### The problem
Gather all lines from the material that contain the word "React".

### Data excerpt
— Begin —
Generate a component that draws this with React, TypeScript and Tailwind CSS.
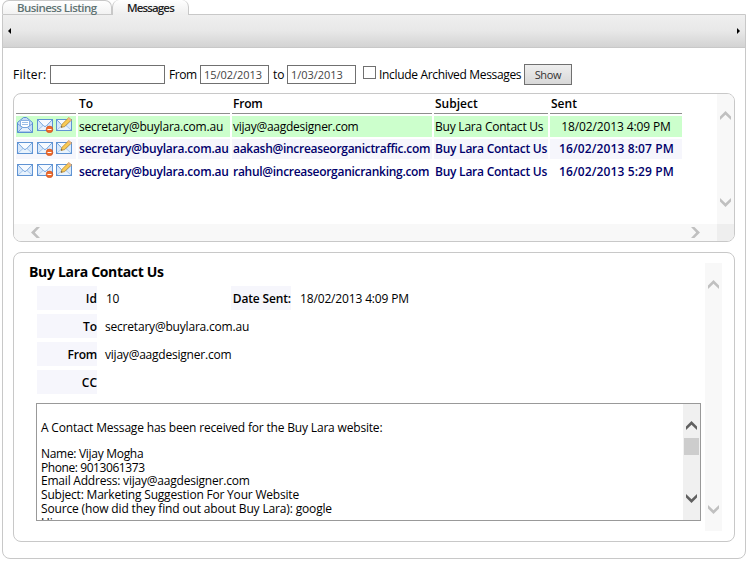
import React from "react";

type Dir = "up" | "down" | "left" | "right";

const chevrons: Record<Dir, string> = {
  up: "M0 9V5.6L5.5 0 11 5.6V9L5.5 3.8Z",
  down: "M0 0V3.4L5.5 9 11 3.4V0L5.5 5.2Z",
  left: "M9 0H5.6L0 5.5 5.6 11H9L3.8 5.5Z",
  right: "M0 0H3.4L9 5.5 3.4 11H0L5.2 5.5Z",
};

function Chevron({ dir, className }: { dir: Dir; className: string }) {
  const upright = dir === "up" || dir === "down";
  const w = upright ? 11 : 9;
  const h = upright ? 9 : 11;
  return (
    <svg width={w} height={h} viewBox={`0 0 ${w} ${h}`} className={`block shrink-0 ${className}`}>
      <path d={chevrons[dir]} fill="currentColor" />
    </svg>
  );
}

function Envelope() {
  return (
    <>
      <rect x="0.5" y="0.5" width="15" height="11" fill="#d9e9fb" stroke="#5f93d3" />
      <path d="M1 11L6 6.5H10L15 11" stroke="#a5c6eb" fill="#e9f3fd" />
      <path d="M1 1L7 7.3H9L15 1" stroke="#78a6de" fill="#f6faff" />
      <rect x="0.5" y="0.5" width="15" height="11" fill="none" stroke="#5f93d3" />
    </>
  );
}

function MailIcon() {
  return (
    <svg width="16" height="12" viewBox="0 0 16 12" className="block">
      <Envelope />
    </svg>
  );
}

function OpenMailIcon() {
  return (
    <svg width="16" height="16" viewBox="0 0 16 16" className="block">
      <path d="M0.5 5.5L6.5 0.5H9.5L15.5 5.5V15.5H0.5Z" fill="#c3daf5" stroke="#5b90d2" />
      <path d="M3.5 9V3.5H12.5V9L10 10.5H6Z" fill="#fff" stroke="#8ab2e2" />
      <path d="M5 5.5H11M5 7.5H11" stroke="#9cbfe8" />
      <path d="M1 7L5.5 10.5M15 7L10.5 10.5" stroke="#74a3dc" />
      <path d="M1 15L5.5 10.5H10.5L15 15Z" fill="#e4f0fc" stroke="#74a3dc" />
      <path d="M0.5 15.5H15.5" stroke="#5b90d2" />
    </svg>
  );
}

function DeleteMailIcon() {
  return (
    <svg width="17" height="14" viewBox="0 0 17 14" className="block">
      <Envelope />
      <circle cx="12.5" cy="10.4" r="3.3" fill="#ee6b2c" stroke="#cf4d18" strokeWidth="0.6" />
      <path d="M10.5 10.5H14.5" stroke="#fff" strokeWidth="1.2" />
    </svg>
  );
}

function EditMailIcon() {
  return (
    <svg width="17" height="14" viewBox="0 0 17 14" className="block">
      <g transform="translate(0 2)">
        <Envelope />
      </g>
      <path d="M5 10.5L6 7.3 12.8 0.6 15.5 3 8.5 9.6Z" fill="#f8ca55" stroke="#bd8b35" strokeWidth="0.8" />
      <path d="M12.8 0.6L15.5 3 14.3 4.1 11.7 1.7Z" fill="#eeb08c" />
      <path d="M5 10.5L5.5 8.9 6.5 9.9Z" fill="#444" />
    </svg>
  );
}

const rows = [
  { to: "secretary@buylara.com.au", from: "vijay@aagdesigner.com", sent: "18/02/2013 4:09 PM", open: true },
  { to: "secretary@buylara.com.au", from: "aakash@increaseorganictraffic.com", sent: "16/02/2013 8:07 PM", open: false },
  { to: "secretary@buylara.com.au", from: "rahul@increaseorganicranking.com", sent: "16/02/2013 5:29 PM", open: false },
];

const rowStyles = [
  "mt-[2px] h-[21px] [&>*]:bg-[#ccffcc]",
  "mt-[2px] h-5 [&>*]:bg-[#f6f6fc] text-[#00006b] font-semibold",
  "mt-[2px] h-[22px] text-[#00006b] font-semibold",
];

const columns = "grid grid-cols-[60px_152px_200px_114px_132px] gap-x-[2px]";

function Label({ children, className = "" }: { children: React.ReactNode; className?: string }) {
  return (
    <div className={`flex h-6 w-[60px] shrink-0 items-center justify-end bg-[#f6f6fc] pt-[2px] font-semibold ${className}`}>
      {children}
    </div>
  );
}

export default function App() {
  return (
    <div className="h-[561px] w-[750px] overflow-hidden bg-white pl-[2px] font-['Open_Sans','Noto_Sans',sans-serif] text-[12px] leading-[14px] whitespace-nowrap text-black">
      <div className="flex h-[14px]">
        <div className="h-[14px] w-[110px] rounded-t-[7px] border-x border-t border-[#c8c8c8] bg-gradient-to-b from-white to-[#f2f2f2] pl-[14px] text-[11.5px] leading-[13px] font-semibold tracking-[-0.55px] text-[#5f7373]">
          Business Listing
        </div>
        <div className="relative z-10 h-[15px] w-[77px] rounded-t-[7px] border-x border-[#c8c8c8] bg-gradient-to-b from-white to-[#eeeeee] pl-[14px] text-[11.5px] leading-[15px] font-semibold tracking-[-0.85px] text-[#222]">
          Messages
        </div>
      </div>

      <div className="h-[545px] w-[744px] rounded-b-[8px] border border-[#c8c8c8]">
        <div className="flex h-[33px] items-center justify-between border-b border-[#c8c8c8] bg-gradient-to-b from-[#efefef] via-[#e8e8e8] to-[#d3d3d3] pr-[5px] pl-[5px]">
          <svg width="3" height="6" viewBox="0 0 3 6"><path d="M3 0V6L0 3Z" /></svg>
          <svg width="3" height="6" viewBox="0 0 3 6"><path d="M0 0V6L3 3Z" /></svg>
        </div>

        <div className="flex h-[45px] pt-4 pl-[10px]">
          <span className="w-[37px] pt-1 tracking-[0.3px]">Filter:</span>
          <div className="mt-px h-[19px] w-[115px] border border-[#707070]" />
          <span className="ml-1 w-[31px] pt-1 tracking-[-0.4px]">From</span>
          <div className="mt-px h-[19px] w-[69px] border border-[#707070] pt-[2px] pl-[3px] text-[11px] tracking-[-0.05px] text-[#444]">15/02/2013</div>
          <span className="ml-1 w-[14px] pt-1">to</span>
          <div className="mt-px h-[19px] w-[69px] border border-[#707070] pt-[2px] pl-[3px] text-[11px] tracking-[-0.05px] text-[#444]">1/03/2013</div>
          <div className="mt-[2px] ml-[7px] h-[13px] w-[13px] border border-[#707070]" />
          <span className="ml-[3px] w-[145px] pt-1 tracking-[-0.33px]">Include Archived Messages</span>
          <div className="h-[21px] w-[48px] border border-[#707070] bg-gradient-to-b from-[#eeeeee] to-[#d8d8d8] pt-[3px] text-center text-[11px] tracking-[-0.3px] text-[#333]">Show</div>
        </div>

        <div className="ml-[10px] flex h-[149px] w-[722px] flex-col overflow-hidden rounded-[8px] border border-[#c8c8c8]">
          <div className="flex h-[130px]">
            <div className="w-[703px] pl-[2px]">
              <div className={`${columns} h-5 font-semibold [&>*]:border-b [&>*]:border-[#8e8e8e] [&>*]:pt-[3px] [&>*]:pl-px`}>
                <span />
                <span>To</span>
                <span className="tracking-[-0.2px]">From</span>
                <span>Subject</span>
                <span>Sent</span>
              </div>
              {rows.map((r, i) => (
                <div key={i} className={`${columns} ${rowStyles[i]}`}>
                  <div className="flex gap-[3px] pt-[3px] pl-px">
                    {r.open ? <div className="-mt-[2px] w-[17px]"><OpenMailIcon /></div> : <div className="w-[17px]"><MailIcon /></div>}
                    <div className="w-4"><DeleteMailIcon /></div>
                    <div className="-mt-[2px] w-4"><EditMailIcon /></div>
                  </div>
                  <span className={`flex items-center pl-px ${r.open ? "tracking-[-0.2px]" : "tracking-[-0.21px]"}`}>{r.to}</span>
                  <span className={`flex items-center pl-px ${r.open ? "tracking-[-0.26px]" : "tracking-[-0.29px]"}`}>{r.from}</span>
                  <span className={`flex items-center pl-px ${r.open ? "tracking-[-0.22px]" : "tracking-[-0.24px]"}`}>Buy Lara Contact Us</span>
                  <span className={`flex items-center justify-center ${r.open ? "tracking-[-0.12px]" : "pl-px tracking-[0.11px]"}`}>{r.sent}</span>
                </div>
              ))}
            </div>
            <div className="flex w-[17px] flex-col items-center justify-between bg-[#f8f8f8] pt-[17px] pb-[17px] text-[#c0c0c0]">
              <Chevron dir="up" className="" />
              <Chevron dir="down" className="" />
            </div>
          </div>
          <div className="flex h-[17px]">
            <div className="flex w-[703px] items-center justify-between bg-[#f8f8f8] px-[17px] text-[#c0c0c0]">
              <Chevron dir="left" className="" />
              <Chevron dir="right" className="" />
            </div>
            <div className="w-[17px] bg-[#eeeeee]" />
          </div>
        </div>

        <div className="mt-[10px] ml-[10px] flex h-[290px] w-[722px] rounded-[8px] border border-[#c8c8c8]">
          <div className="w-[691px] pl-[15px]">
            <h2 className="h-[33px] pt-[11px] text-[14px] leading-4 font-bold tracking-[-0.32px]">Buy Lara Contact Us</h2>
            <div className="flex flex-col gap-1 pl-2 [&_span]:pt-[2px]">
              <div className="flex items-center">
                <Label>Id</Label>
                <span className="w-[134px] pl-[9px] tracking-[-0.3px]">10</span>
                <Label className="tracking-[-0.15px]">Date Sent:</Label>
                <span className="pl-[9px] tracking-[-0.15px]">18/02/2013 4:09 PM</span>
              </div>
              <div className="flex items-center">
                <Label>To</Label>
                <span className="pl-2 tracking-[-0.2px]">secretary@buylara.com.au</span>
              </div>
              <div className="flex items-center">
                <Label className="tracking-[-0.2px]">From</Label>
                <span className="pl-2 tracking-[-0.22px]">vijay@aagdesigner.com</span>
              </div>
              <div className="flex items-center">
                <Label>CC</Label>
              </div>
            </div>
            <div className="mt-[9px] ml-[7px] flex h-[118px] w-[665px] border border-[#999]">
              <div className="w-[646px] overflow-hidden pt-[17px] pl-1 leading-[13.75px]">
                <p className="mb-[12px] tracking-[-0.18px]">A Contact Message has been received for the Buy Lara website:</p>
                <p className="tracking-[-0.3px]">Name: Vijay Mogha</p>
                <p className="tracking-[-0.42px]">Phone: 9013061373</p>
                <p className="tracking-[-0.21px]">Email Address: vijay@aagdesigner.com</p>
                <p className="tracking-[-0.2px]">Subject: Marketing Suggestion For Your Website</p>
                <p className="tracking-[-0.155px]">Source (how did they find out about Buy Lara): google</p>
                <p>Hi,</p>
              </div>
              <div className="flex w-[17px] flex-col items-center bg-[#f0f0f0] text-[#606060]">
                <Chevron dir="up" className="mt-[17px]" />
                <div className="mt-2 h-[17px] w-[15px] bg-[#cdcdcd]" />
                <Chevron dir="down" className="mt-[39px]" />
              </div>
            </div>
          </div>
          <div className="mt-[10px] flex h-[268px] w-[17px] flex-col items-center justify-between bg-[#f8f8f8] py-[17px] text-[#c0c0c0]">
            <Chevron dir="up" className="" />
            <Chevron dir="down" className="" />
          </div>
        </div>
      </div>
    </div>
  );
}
— End —
### Exercise answer
Generate a component that draws this with React, TypeScript and Tailwind CSS.
import React from "react";
function Label({ children, className = "" }: { children: React.ReactNode; className?: string }) {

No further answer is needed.